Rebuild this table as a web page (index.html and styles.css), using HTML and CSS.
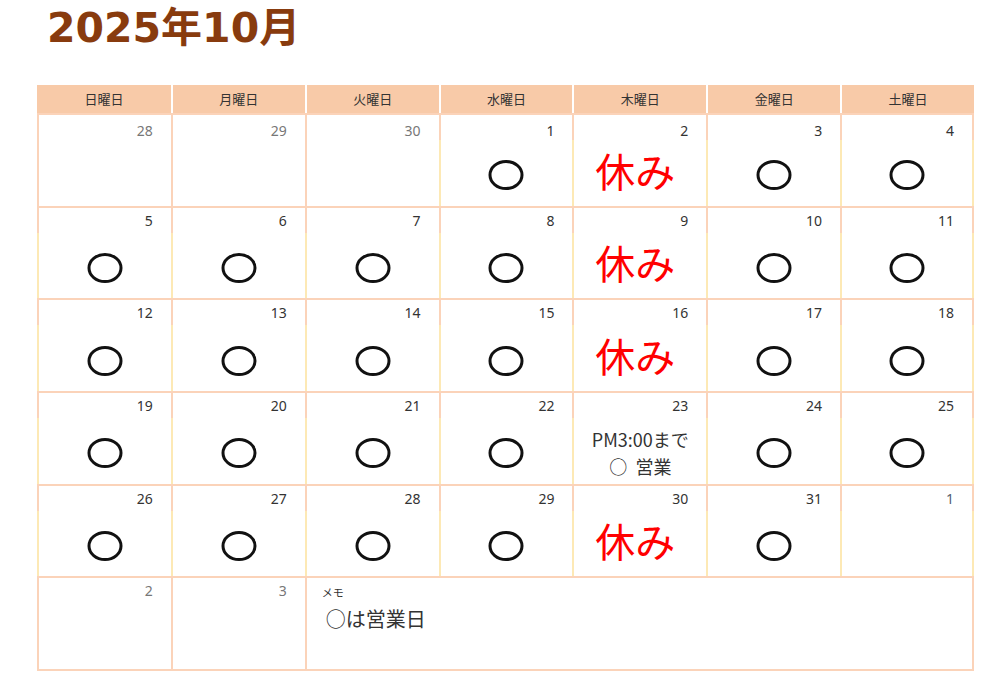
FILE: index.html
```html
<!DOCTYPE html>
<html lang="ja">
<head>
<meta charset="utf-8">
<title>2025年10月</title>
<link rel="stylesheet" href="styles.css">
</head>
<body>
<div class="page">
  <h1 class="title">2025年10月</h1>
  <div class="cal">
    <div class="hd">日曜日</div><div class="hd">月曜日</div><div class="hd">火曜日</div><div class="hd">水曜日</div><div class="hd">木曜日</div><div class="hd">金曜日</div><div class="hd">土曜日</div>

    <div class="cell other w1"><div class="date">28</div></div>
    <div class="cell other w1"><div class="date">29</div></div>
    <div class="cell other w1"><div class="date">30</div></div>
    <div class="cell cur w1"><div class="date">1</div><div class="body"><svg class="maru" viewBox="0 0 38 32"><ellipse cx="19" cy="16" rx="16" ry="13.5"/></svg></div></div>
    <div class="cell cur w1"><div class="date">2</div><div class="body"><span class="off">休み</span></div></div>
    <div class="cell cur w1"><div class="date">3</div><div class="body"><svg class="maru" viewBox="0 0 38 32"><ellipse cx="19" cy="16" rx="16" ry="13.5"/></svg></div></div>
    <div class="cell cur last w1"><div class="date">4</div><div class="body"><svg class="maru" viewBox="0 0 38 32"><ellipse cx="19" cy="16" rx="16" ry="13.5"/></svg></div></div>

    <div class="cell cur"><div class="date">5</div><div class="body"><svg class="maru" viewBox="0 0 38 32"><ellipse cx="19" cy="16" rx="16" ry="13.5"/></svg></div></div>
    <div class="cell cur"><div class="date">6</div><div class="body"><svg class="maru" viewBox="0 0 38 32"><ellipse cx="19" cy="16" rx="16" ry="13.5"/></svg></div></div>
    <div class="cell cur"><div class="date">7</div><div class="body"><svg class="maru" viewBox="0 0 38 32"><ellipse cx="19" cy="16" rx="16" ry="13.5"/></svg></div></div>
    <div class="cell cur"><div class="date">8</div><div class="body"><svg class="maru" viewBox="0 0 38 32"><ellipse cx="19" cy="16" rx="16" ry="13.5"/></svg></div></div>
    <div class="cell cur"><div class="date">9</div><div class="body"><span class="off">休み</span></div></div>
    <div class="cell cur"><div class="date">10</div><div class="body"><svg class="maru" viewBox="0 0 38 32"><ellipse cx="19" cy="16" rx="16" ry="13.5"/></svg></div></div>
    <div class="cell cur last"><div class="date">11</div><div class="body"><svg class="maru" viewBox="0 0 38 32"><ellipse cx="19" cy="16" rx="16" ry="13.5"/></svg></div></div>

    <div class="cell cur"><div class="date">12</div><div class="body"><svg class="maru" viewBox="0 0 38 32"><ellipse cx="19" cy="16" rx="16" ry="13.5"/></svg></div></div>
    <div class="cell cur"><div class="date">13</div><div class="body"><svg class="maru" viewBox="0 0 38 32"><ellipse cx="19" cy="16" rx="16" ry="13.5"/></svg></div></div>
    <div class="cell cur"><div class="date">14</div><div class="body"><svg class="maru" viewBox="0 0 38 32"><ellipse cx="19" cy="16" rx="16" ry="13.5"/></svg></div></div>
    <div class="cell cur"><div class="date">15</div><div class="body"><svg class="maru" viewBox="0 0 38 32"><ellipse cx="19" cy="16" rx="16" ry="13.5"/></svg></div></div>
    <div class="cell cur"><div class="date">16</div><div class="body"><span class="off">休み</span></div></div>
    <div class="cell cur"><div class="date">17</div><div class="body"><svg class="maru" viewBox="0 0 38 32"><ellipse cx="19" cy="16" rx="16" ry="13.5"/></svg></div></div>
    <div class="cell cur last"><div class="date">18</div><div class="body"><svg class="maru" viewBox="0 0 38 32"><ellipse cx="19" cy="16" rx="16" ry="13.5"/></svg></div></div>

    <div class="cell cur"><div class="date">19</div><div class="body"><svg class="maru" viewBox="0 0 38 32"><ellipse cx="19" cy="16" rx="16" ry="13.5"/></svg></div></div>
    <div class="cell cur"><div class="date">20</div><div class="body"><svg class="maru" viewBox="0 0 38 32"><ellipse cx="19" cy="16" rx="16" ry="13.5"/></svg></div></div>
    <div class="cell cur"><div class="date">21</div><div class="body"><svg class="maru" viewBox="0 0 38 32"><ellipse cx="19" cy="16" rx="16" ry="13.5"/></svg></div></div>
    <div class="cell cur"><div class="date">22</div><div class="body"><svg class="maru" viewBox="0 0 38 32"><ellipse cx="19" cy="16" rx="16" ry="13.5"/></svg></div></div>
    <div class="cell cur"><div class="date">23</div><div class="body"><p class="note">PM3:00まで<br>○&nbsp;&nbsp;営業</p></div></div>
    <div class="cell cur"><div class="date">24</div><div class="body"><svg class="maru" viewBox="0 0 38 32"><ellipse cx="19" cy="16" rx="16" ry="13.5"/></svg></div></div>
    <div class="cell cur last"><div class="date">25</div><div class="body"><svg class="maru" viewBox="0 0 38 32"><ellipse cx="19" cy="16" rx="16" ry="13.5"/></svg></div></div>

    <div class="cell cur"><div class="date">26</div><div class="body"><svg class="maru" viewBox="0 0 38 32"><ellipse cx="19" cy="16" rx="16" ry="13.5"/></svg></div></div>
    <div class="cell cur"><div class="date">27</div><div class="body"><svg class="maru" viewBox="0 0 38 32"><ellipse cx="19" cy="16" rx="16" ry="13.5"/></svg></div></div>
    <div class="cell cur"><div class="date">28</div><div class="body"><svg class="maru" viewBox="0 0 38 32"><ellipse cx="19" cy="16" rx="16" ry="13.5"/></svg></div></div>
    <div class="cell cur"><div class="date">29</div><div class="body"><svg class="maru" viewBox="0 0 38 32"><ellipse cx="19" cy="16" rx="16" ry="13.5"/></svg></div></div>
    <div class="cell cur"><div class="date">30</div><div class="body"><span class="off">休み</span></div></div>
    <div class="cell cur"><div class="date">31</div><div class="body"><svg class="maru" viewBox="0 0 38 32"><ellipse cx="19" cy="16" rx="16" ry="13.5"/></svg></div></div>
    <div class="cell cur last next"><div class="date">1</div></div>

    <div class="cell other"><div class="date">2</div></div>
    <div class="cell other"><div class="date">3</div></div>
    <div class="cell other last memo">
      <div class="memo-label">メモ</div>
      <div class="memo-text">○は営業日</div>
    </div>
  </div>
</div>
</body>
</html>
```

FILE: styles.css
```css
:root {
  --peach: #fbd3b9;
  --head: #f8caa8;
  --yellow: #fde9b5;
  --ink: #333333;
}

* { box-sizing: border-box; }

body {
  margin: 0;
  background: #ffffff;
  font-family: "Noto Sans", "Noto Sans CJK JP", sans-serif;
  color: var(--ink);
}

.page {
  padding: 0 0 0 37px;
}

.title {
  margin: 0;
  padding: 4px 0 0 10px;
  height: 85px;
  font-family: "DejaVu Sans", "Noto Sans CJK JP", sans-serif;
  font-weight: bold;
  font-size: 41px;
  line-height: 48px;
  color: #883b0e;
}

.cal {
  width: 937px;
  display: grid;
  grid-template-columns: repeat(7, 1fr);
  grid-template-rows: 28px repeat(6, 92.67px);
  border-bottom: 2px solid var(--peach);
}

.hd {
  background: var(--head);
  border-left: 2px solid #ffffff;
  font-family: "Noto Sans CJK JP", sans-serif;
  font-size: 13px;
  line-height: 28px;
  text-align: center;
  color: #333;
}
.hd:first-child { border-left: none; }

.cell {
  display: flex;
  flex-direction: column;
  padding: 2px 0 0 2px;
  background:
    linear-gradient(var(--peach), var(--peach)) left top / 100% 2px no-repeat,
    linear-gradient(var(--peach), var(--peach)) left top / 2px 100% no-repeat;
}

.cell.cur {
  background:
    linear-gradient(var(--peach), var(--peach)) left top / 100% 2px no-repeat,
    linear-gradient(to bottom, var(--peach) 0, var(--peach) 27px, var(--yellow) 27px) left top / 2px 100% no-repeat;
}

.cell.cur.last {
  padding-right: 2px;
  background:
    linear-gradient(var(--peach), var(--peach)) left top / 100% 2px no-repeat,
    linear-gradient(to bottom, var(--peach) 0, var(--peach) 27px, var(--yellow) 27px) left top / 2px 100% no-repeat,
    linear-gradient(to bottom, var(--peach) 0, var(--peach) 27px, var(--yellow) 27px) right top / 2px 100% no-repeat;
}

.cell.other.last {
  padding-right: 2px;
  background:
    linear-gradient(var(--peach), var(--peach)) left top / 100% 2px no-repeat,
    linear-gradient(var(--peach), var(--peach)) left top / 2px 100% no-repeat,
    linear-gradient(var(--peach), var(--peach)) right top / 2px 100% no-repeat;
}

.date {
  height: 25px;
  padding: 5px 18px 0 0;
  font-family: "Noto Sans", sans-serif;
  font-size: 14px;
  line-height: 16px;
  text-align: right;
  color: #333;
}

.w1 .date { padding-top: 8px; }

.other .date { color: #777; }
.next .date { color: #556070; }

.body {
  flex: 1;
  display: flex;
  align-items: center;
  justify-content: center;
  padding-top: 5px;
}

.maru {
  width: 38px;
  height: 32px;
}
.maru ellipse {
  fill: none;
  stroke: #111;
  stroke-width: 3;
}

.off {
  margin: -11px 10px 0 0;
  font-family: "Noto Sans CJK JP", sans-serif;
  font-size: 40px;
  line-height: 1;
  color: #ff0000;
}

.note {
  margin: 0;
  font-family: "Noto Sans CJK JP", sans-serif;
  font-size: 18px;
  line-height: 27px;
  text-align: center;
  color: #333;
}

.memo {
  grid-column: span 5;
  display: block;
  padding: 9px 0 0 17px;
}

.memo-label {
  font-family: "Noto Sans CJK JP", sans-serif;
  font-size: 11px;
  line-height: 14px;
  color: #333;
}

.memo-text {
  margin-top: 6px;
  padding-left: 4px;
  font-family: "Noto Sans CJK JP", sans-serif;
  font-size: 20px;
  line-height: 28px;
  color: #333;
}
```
------------------------------------
§ TASK DESCRIPTION: Copy out every line of the listing that includes the string "index".

§ ANSWER TO THIS EXERCISE:
Rebuild this table as a web page (index.html and styles.css), using HTML and CSS.
FILE: index.html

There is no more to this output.